Parsing EPCIS XML with Python lxml Efficiently

A trading partner ships you a 1.8 GB EPCIS 1.2 XML file containing every ObjectEvent for a week of packaging output, and your ingestion worker dies with a MemoryError before it commits a single serial. That is the exact problem this page solves: reading DSCSA-mandated fields out of large EPCIS XML documents at constant memory, without a DOM tree, and without letting one malformed event abort the whole batch. It is a code-first deep dive within Schema Validation & Error Handling — the guides that govern how inbound records earn the right to touch the serialization repository — and it feeds the broader Serialization Data Ingestion & EPCIS Event Sync pipeline. Under the Drug Supply Chain Security Act (DSCSA), every serialized product identifier, lot, and expiry you extract here becomes a six-year audit obligation, so the parser must be both fast and provably lossless.

Prerequisites

Python 3.10+ — the snippets use X | Y union types, list[dict] generics, and the walrus operator.
lxml ≥ 4.9 — built on libxml2/libxslt, giving C-speed parsing, full XPath 1.0, native XSD validation, and the forward-only iterparse() streaming API that xml.etree.ElementTree cannot match at scale.
An EPCIS 1.2 XSD — the EPCglobal-epcis-1_2.xsd (plus its imported CBV schemas) from GS1’s EPCIS standard, staged locally so validation never makes a network call.
DSCSA data prerequisites — inbound documents whose events carry an SGTIN pool (GTIN (01) + serial (21)), lot (10), and expiry (17), plus trading-partner GLNs on the read point. These are the fields the FDA’s DSCSA product-tracing requirements oblige you to retain.
A downstream sink — a batch consumer (database writer, or an async batch processor) that accepts lists of records so the parser can yield without blocking on I/O.
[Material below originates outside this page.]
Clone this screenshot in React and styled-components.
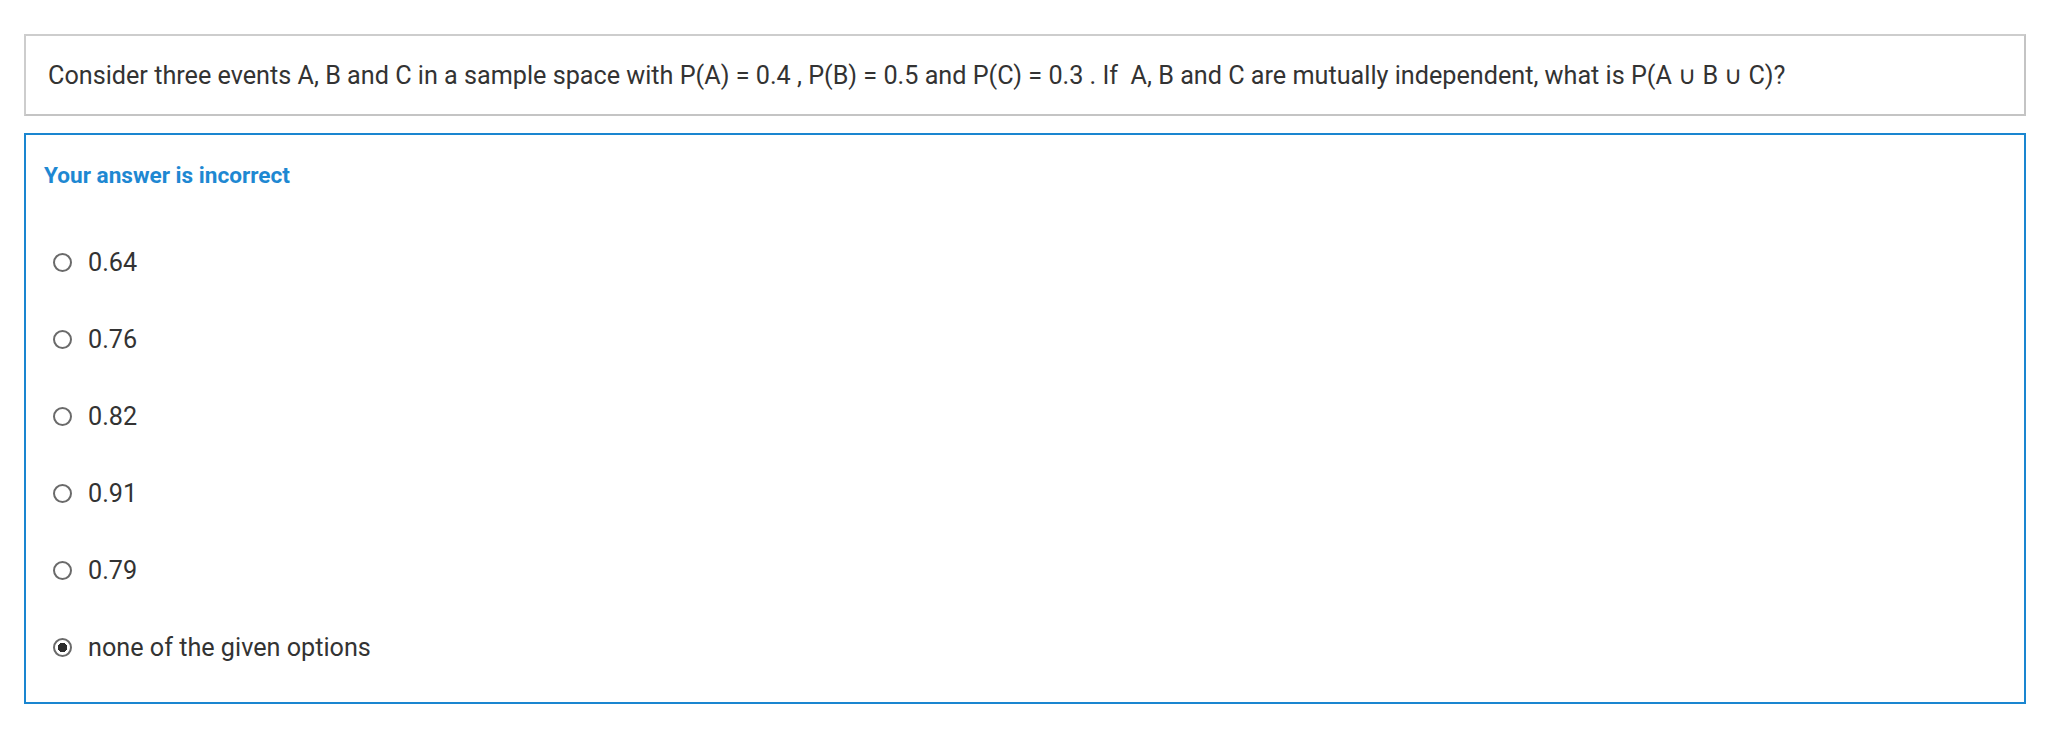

Before writing code, fix the namespaces you are parsing against, because Clark-notation tag matching is unforgiving. EPCIS 1.2 document structure lives in urn:epcglobal:epcis:xsd:1; the epcList/epc, eventTime, bizStep, disposition, and readPoint/id elements are all in that namespace. Lot and expiry, however, are CBV master-data extension fields carried inside the event’s ilmd block under urn:epcglobal:cbv:mda. Getting one of those wrong yields a silent None rather than an error — the most dangerous failure mode in a compliance parser.

Step-by-Step Solution

Step 1 — Pin namespaces and a Clark-notation tag helper

iterparse() matches on fully-qualified {namespace}localname tags, so define constants once and build tags through a helper. This is what keeps SGTIN and ILMD lookups deterministic across trading partners who prefix namespaces differently.

import os
from lxml import etree
from typing import Iterator, Optional

# EPCIS 1.2 namespaces — document structure vs. CBV master-data extensions
NS_EPCIS = "urn:epcglobal:epcis:xsd:1"
NS_CBV_MDA = "urn:epcglobal:cbv:mda"


def _tag(ns: str, local: str) -> str:
    """Build a Clark-notation qualified tag: {namespace}localname."""
    return f"{{{ns}}}{local}"

DSCSA/GS1 note: the epcList/epc values are GS1 EPC URIs — the canonical serialized identifier the DSCSA obliges you to trace — so they must be read from the exact EPCIS namespace, never by local name alone.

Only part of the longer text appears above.